To go back to what I said about art, as the observer you, to learn more about yourself, you have to seek out that which is authentic. The audience comes to you honestly, they come to you as you, and when you represent yourself authentically, it’s perfect. That exchange goes back and forth and it’s an honest exchange. If you want to present a character that’s not you, you had better study acting! To create a character that’s also authentic you have to nail it in that it is a representation of yourself or if it is something entirely different you have to nail it so well that it becomes authentic. For example comedy magic it two art forms combined so you have to be completely proficient in magic and completely proficient in comedy for that to be an authentic experience for the audience. If you want to do comedy magic it can’t be fifty percent comedy and fifty percent magic, it has to be one hundred percent for both. The only guys that succeed at comedy magic are guys like Mac King and Penn and Teller because they recognize that they are doing one hundred percent comedy and one hundred percent magic and they don’t let overlap too much.
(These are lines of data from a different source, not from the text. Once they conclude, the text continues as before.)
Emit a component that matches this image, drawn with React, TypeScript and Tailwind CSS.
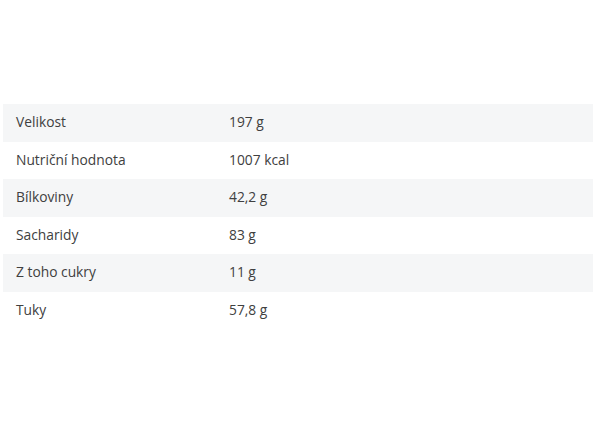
import React from "react";

const rows: [string, string][] = [
  ["Velikost", "197 g"],
  ["Nutriční hodnota", "1007 kcal"],
  ["Bílkoviny", "42,2 g"],
  ["Sacharidy", "83 g"],
  ["Z toho cukry", "11 g"],
  ["Tuky", "57,8 g"],
];

export default function App() {
  return (
    <div className="w-[600px] h-[440px] bg-white pt-[104px] pl-[3px] pr-[7px]" style={{ fontFamily: '"Open Sans", sans-serif' }}>
      <div className="flex flex-col">
        {rows.map(([k, v], i) => (
          <div
            key={k}
            className={`flex items-center h-[37.5px] text-[13.8px] text-[#404040] ${i % 2 === 0 ? "bg-[#f5f6f7]" : "bg-white"}`}
          >
            <div className="w-[226px] pl-[13px]">{k}</div>
            <div>{v}</div>
          </div>
        ))}
      </div>
    </div>
  );
}
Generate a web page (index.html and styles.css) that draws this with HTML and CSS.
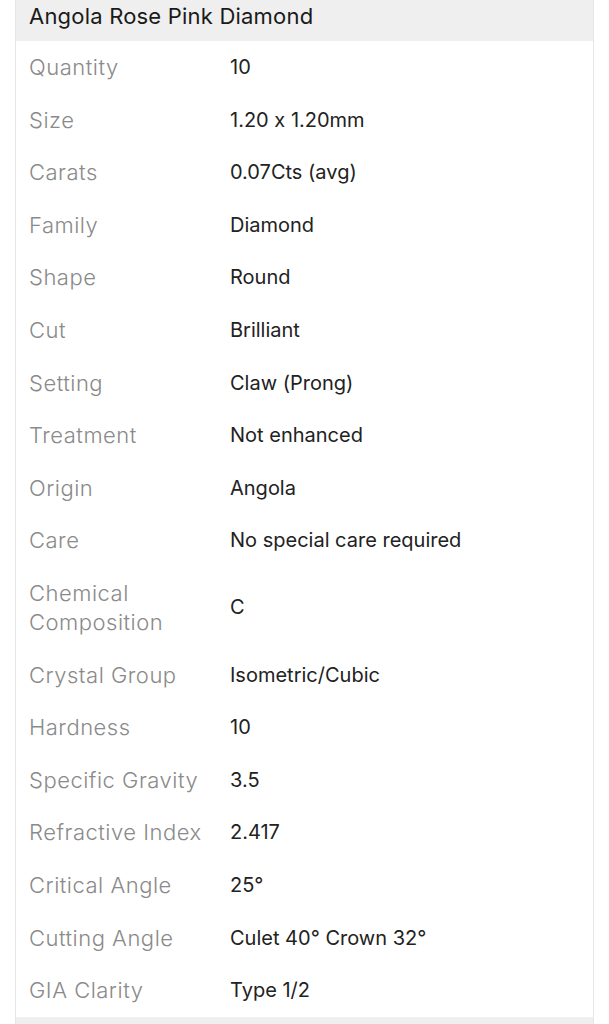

There is a time place for it to overlap but for the most part those guys are doing something funny and then something magical. I see a lot of guys out there that think, “I’m not really great at magic so I am going to just add a joke.” That’s not going to work! You can’t add in another art form to fill in the cracks that you don’t want to fix.

 

Because then it becomes a crutch. (For the reader: Vinny Grosso gives a great lecture on how not to use comedy as a crutch when performing magic!)

Exactly! You are setting yourself up for a huge struggle, a huge disappointment and definite failure. You might get paid for a couple shows but overall you are not getting hire back and more importantly you are not creating a lasting connection with people because you are coming at it half hearted.

 

You have mostly answered this question however we had a question submitted to us from one of our listeners that asked, “Where does comedy and magic intersect?”

Artistically they do intersect thematically in that we have a set up and a punch line and a set up and an effect. So there are a lot of similar struggles that a comedian faces and a magician faces in structure and as a magician if you find a comedian that will talk to you … because most comedians hate magicians.

Really?! I did not know that!

Yeah, most comedians hate magicians because they think magicians will steal every joke they tell … which is true.